• **SHORT EXERCISE**: Take every line from the listing below that contains "this".

• **EXCERPTED RECORDS**:
^^^^

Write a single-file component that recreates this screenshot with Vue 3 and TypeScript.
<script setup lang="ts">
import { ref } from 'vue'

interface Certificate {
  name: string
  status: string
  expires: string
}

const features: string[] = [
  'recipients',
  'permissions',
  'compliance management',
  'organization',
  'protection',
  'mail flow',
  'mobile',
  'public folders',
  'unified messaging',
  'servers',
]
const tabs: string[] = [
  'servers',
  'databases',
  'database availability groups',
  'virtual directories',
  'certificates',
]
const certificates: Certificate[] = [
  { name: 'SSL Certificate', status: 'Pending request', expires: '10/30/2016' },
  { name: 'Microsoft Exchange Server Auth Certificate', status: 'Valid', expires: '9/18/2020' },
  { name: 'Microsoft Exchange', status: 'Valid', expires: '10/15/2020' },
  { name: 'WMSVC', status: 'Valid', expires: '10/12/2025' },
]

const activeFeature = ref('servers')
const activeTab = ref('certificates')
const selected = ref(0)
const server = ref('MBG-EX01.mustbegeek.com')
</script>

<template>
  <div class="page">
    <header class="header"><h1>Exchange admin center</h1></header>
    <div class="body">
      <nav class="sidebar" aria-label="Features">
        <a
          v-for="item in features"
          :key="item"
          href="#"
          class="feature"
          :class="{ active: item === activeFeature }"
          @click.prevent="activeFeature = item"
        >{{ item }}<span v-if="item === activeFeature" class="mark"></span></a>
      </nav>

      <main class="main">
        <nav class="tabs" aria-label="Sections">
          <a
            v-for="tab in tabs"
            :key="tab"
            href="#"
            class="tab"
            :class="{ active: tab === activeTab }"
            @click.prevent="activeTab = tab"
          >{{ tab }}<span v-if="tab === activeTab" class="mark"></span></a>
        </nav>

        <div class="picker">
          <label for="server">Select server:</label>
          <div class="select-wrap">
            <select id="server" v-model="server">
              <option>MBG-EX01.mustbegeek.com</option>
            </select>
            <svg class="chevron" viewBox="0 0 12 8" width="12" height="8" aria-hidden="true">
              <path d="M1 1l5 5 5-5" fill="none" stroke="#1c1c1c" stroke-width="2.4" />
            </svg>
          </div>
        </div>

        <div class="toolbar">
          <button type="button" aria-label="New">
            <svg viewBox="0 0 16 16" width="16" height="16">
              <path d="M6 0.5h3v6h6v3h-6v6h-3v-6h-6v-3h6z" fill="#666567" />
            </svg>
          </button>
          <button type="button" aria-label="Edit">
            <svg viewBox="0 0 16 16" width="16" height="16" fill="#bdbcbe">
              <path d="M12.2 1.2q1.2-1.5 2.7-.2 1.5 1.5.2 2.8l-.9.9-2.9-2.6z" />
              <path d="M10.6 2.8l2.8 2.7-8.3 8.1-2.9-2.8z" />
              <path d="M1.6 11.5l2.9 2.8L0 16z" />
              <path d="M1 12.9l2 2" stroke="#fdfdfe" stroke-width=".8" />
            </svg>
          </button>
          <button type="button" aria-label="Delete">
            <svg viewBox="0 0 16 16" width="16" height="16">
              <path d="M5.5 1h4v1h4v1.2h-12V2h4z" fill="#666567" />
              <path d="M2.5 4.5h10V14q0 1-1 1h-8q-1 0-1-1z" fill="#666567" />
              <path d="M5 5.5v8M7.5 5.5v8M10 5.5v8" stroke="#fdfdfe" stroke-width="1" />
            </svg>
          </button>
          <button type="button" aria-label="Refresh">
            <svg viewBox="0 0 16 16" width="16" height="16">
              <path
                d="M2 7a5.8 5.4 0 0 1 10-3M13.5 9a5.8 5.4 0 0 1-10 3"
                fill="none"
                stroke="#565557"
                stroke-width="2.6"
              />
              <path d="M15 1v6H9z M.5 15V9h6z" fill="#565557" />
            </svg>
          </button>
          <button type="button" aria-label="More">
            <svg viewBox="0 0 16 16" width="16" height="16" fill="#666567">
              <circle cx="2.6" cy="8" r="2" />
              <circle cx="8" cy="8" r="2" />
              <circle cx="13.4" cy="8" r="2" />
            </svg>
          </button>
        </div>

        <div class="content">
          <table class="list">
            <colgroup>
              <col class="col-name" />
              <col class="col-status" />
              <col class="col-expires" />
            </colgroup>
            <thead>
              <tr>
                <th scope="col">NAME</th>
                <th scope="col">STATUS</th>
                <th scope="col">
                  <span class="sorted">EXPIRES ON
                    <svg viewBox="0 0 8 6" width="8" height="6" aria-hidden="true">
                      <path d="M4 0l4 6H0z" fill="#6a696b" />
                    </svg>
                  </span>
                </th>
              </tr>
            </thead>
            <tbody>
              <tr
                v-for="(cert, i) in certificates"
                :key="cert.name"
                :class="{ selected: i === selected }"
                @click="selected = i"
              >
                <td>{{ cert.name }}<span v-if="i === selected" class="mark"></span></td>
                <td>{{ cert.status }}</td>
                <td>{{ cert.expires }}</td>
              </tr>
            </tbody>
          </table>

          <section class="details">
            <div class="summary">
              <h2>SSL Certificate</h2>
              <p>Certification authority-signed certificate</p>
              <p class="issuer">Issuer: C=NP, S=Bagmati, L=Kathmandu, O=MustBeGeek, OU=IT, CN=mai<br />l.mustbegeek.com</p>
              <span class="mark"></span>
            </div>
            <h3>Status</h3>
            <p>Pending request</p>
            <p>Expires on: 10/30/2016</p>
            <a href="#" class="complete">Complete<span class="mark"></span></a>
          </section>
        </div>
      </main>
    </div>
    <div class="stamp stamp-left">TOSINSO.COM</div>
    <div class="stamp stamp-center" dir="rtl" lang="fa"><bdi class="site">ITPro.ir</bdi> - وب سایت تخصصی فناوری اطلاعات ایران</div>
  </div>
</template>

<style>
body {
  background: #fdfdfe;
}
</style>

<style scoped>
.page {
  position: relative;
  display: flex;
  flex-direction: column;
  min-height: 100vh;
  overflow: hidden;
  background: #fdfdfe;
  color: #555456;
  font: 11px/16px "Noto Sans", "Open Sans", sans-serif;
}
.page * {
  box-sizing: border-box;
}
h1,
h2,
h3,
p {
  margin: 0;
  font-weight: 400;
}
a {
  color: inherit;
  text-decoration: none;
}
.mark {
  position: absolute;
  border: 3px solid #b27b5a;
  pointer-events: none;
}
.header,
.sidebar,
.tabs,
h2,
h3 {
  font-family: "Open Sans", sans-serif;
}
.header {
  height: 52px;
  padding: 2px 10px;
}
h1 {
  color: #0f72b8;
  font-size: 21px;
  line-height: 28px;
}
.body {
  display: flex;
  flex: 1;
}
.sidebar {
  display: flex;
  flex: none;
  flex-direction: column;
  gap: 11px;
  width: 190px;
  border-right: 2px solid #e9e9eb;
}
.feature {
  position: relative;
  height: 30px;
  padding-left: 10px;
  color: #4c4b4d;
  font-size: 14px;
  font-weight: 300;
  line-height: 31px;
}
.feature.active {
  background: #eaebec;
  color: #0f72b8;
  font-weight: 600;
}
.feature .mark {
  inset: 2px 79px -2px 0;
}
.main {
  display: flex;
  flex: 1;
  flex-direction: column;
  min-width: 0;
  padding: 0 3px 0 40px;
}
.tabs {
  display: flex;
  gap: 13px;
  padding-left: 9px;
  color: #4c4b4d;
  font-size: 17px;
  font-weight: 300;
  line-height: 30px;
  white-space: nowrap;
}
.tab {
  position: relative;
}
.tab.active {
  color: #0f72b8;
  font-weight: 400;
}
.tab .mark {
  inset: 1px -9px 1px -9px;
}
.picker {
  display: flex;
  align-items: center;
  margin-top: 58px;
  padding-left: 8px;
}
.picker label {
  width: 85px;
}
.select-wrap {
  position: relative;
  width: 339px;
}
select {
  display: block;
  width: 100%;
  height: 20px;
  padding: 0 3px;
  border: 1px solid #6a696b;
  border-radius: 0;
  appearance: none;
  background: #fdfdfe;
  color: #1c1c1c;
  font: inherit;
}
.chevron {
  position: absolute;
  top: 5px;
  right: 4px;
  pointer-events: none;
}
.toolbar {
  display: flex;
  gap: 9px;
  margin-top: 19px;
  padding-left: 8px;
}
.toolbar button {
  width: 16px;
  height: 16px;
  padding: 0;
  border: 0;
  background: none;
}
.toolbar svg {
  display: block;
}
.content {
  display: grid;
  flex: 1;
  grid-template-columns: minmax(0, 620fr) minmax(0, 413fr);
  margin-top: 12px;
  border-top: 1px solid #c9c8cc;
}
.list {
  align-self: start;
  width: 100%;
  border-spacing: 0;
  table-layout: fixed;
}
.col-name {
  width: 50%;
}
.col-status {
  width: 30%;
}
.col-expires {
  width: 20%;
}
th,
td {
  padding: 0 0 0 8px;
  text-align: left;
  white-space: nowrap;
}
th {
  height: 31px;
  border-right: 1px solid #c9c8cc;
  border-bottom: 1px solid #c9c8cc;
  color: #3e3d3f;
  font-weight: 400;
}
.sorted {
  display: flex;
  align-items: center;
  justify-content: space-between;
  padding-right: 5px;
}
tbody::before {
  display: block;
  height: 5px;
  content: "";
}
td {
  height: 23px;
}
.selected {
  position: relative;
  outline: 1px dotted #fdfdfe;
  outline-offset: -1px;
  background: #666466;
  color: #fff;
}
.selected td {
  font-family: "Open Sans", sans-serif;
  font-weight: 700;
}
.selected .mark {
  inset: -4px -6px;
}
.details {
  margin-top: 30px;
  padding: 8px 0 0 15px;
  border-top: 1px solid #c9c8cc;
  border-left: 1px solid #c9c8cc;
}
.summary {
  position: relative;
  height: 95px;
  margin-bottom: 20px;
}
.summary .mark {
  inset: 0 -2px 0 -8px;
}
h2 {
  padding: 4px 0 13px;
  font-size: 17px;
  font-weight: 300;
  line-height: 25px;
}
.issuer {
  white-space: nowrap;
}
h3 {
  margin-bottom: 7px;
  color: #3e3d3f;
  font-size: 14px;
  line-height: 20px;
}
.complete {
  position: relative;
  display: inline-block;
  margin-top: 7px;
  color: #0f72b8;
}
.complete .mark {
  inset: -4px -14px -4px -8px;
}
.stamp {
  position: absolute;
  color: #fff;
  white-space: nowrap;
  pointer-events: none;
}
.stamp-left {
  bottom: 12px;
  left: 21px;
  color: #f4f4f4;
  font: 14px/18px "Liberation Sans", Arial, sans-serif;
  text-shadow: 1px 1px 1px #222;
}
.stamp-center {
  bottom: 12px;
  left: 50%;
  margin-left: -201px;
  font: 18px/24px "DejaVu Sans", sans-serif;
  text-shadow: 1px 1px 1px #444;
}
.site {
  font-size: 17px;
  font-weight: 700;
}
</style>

^^^^

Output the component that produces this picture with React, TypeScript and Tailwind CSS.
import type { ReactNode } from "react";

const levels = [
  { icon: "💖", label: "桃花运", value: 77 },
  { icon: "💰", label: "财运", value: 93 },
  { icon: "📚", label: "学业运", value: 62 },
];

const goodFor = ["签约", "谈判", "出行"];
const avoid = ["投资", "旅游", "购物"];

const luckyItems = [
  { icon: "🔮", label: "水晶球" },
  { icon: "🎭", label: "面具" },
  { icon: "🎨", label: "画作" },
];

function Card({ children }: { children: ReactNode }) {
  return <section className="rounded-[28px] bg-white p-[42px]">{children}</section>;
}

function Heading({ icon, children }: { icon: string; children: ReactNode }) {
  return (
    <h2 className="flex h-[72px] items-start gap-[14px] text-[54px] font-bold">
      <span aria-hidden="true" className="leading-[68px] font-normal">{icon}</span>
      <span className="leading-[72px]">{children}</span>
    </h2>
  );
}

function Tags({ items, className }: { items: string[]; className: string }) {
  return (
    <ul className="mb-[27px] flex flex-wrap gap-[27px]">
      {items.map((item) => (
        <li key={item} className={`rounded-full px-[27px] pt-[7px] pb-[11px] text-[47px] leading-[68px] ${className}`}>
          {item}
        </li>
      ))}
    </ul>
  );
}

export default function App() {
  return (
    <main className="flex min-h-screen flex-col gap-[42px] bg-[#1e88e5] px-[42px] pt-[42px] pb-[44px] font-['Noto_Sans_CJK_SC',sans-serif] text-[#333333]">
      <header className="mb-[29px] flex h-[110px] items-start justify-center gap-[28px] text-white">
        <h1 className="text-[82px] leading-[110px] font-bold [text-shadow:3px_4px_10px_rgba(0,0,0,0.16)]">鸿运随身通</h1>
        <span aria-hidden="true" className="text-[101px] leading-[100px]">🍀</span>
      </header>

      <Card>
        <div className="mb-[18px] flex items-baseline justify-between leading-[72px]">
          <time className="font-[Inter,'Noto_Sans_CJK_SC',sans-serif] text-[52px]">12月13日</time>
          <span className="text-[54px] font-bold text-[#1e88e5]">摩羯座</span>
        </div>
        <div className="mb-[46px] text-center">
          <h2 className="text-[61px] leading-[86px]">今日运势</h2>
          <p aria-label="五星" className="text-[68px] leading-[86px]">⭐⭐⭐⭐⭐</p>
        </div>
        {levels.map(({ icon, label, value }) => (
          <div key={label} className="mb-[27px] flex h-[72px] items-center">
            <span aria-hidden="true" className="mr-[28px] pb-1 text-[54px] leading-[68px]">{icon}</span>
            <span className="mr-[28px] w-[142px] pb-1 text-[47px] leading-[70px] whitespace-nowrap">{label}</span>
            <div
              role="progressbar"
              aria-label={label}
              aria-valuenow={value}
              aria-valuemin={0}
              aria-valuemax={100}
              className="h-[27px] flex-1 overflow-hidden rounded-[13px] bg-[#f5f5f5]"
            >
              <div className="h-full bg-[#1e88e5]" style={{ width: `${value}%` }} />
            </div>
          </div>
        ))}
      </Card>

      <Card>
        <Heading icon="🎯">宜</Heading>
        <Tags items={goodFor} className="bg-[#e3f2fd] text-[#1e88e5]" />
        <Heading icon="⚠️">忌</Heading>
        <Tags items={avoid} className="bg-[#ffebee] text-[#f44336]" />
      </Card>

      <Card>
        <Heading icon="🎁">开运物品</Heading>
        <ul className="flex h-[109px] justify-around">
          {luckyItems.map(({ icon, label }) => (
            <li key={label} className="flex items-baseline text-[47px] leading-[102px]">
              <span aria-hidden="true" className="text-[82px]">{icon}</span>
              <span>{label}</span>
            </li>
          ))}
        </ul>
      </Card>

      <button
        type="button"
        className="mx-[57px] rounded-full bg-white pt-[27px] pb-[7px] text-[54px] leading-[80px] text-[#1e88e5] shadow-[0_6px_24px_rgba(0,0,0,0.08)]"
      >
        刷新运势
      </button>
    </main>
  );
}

^^^^

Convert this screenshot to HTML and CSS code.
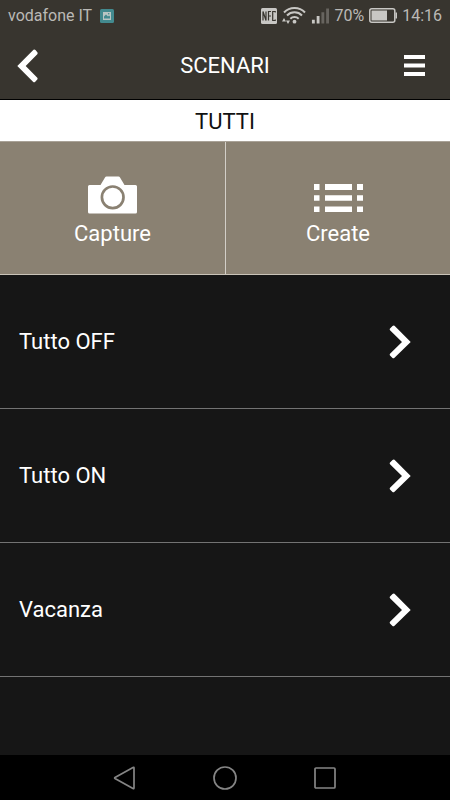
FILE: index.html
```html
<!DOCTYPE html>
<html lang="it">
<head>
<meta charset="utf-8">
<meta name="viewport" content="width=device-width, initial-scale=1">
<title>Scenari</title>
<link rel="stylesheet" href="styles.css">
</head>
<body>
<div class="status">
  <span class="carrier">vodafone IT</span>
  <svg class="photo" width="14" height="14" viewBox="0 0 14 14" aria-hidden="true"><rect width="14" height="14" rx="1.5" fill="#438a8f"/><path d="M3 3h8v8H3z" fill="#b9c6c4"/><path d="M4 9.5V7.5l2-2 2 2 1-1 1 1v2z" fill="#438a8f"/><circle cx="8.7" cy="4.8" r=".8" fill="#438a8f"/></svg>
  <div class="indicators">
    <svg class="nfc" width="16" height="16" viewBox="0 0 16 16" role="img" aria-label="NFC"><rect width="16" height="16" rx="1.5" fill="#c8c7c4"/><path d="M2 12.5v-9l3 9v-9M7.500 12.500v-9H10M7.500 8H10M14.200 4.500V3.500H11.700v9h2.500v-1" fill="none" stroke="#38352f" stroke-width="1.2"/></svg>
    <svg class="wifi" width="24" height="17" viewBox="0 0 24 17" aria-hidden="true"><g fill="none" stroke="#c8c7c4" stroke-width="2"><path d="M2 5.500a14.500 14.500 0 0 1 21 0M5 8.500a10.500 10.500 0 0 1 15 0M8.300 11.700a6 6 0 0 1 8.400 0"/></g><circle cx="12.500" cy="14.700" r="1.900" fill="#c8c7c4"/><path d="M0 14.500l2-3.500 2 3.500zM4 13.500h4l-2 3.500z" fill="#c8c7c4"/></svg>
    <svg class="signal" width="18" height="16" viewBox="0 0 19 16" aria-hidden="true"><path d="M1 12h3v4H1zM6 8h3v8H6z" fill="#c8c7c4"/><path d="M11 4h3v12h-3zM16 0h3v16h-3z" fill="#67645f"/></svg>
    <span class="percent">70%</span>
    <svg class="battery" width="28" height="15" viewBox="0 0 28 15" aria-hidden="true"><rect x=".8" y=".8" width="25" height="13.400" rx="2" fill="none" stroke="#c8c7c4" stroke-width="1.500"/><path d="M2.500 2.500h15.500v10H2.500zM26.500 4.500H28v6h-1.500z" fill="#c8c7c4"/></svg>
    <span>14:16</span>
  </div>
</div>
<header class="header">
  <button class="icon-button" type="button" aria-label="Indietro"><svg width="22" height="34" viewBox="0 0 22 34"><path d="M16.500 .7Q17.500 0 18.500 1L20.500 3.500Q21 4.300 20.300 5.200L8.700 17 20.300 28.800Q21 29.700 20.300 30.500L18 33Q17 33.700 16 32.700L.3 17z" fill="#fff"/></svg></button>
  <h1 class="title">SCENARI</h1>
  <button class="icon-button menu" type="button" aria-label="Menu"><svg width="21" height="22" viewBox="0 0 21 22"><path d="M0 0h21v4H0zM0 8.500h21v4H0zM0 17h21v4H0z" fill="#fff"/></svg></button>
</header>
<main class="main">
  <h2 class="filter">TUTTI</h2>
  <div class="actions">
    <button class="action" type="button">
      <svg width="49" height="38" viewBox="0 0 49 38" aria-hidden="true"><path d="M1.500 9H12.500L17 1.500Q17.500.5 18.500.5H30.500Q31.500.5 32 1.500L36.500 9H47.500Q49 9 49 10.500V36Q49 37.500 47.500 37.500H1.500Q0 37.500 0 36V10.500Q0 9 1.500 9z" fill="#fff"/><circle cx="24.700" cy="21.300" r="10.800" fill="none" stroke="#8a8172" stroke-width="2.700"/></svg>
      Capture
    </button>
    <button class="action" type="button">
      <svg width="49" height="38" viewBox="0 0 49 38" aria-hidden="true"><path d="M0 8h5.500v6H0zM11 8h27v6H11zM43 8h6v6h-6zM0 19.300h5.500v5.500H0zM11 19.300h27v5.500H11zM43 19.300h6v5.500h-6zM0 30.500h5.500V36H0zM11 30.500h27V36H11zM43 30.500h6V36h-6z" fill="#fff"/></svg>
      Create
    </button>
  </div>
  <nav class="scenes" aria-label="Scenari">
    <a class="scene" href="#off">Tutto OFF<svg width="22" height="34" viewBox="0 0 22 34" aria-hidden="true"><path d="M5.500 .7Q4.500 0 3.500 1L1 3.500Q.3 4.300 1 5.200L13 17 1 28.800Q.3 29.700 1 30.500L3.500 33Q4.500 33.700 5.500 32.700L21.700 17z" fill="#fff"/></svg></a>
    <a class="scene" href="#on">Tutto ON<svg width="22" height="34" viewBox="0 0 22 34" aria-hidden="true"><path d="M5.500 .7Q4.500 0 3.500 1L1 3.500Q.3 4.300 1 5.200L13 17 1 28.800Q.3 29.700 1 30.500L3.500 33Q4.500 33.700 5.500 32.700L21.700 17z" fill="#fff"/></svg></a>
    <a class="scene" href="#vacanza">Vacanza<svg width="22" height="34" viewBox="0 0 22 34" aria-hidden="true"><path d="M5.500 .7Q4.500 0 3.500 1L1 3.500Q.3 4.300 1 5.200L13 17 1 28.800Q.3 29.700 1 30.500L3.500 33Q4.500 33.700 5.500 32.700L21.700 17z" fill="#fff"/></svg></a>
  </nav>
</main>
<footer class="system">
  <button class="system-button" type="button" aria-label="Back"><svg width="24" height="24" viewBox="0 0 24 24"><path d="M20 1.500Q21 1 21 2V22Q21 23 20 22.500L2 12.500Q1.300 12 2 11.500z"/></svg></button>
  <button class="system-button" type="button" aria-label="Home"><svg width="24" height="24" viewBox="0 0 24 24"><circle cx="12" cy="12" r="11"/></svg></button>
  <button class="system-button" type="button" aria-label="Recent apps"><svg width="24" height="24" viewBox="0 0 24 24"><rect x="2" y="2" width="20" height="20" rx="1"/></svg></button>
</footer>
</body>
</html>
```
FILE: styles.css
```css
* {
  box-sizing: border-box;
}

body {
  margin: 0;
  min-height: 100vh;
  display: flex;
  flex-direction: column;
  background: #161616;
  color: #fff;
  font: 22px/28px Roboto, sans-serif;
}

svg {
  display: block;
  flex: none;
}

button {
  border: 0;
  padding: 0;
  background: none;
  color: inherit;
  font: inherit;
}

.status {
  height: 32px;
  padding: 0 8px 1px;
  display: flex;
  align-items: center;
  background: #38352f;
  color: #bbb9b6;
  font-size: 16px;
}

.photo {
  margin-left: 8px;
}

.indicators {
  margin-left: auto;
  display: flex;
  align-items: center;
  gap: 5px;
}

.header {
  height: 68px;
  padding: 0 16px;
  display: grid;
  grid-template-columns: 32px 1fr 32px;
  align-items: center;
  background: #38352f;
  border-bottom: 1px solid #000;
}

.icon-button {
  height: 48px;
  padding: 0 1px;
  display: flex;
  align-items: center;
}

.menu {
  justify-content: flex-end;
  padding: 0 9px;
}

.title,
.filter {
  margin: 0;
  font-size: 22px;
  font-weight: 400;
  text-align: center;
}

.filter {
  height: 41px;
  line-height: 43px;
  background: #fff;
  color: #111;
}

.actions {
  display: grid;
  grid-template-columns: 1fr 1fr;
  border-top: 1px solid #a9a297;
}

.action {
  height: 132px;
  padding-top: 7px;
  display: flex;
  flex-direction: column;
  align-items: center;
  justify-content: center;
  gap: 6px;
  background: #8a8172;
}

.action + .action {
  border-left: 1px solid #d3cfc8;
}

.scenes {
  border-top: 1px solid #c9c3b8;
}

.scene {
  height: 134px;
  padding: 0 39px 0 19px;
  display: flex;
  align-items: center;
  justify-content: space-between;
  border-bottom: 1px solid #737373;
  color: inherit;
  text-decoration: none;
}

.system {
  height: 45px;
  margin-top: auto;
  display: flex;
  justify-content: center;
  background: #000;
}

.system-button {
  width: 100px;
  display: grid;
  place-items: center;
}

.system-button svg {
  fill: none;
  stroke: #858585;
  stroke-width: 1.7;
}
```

^^^^

• **EXERCISE RESPONSE**:
Write a single-file component that recreates this screenshot with Vue 3 and TypeScript.
Output the component that produces this picture with React, TypeScript and Tailwind CSS.
Convert this screenshot to HTML and CSS code.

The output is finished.